* **Exercise directions**
Gather every line that includes the word "React", please.

* **Supplied data**
Begin

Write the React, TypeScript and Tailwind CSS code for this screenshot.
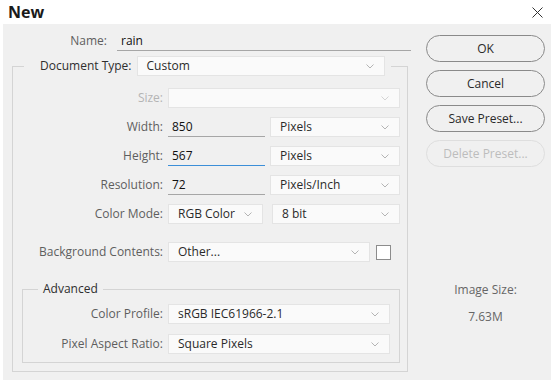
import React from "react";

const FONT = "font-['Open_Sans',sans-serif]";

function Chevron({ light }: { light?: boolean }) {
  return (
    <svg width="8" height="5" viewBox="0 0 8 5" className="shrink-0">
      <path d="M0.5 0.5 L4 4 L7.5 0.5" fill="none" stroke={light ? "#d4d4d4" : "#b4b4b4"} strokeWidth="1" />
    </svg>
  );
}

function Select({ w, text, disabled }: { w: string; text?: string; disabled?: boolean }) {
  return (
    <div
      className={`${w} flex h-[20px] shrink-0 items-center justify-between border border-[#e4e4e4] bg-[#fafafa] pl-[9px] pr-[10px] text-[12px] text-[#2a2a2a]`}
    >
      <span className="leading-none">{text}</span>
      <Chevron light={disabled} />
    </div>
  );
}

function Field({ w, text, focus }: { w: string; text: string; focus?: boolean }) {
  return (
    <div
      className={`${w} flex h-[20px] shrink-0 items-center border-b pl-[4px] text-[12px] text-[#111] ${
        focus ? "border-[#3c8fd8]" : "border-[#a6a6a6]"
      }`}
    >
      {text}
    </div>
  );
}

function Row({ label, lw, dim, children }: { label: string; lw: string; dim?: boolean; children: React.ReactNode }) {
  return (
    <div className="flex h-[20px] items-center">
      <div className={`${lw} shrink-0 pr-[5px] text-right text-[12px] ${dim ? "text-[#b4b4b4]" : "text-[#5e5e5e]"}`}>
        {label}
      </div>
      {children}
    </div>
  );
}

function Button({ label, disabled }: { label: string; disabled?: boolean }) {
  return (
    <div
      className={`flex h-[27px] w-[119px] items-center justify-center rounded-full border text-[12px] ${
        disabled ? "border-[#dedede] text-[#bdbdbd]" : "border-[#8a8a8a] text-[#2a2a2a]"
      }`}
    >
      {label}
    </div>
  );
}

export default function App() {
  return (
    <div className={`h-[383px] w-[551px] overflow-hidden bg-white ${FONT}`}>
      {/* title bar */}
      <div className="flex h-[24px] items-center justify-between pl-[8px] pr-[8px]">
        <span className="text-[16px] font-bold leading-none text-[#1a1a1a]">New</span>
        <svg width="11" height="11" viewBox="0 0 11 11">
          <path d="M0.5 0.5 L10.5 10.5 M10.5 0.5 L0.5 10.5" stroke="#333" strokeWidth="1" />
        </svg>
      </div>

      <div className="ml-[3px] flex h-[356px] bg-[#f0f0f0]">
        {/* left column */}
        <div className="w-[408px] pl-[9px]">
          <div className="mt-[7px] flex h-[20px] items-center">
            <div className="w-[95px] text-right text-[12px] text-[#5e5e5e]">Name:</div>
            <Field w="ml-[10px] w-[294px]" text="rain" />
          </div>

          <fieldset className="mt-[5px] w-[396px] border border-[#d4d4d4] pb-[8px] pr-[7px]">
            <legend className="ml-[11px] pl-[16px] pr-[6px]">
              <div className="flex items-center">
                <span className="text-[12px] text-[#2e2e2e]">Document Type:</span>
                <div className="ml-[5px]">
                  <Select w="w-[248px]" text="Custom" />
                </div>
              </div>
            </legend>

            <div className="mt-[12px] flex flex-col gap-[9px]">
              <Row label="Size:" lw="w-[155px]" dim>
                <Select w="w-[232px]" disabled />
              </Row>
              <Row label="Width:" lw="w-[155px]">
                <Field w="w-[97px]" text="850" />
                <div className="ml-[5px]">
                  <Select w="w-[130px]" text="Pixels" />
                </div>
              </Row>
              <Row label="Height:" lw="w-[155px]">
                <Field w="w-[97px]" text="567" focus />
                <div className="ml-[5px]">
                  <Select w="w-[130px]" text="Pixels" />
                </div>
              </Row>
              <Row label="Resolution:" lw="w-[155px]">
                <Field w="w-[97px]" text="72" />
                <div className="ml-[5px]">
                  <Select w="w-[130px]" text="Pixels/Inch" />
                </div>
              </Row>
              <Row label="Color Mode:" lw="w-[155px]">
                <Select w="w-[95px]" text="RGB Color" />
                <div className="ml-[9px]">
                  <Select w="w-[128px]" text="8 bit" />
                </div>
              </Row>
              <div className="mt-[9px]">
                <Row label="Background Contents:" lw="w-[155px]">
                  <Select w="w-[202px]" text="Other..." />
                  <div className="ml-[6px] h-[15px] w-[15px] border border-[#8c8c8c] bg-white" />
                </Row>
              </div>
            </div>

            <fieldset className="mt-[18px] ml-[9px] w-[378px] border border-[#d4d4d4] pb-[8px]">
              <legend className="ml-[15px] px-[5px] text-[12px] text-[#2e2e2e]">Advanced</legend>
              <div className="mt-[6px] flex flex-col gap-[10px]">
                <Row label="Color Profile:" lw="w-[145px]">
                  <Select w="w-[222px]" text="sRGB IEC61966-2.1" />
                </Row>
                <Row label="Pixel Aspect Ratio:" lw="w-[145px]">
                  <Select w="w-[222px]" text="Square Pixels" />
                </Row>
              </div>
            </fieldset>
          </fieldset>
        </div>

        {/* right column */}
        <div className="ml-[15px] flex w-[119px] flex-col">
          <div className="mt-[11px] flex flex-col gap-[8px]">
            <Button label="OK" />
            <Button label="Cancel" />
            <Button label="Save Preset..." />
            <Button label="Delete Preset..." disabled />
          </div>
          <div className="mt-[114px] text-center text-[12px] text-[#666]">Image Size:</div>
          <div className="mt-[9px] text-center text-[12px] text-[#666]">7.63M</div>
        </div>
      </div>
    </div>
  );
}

End

* **The reply**
Write the React, TypeScript and Tailwind CSS code for this screenshot.
import React from "react";
function Row({ label, lw, dim, children }: { label: string; lw: string; dim?: boolean; children: React.ReactNode }) {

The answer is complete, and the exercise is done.